Four of the fifteen articles in Mesoamerican Architecture deal with sites in the Yucatan Peninsula, and as a unit illuminate this somewhat neglected area of Maya studies. Jeff Kowalski and Peter Dunning discuss how the Nunnery Quadrangle and other Uxmal structures create a permanent model of Maya cosmology. David Freidel and Charles Suhler discuss how two unusual structures at Yaxuna may have been built as dance platforms with trapdoors for the dramatic appearance of ritual practitioners. One is reminded of the various secret screened entrances into the Chaco Canyon great kivas, as at Casa Rinconada. Meredith Paxton’s discussion of the Temple of the Frescoes at Tulum is a significant contribution to the almost nonexistent literature on Mexico’s most visited archaeological site.
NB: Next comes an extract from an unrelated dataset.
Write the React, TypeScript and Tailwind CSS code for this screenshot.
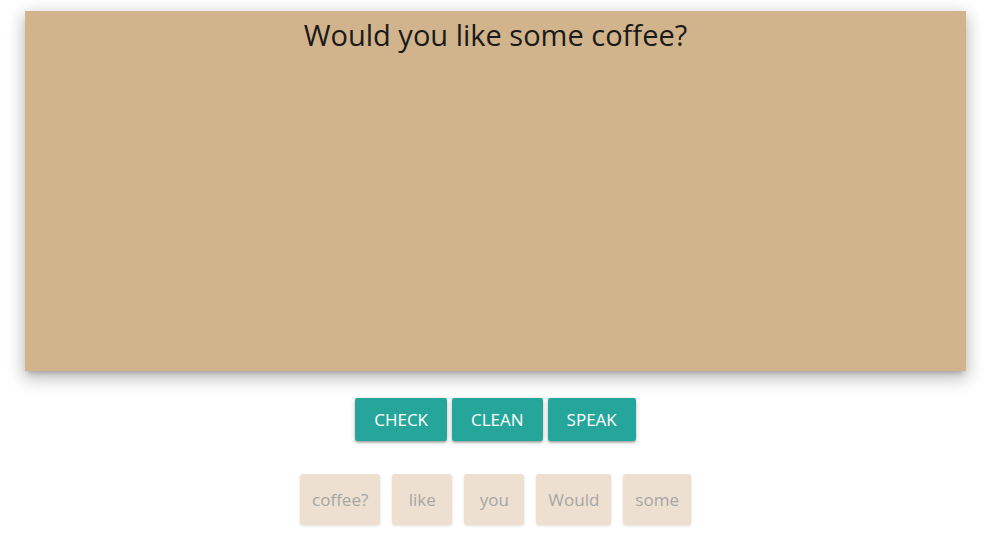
const words = ["coffee?", "like", "you", "Would", "some"];

const App = () => {
  return (
    <div
      className="min-h-screen bg-white pt-[11px]"
      style={{ fontFamily: '"Open Sans", "Noto Sans", sans-serif' }}
    >
      <div className="mx-[25px] h-[360px] bg-[#d2b48c] shadow-[0_8px_17px_2px_rgba(0,0,0,0.14),0_3px_14px_2px_rgba(0,0,0,0.12),0_5px_5px_-3px_rgba(0,0,0,0.2)]">
        <h1 className="pt-[4px] text-center text-[29px] leading-[40px] text-[#1a1a1a]">
          Would you like some coffee?
        </h1>
      </div>

      <div className="mt-[27px] flex justify-center gap-[5px]">
        {["CHECK", "CLEAN", "SPEAK"].map((label) => (
          <button
            key={label}
            className="h-[43px] rounded-[2px] bg-[#26a69a] px-[19px] text-[17px] text-white shadow-[0_2px_2px_0_rgba(0,0,0,0.14),0_3px_1px_-2px_rgba(0,0,0,0.12),0_1px_5px_0_rgba(0,0,0,0.2)]"
          >
            {label}
          </button>
        ))}
      </div>

      <div className="mt-[33px] flex justify-center gap-[12px]">
        {words.map((w) => (
          <div
            key={w}
            className="flex h-[51px] min-w-[60px] items-center justify-center rounded-[3px] bg-[#ede0d0] px-[12px] text-[17px] text-[#a6a6a6] shadow-[0_1px_3px_0_rgba(0,0,0,0.12)]"
          >
            {w}
          </div>
        ))}
      </div>
    </div>
  );
};

export default App;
And finally, although the Temple of the Warriors at Chichen Itza was excavated, reconstructed, and published more than sixty years ago, Andrea Stone’s article in this collection is the first major modern study of this architectural group. As at Tula, the Temple of the Warriors features many low relief images of priests and warriors in the sanctuary, on benches, and on scores of columns which crowd the temple base. Stone observes that the consciously opposed images of priests and warriors throughout the structure likely reflected the dual nature of rulership at the site. Unlike most other Mesoamerican cities, kingship at Chichen Itza seems to have played a secondary role to the city council, a governmental form called multepal in the local Yucatec Mayan language.
Mesoamerican Architecture on the whole is an important contribution to ancient American studies. Aside from a handful of the illustrations being below par, this reviewer saw no major problems with the art historical contributions offered here. Architectural studies in American antiquity have lagged far behind iconography and other approaches. Kowalski’s volume should help to close the distance.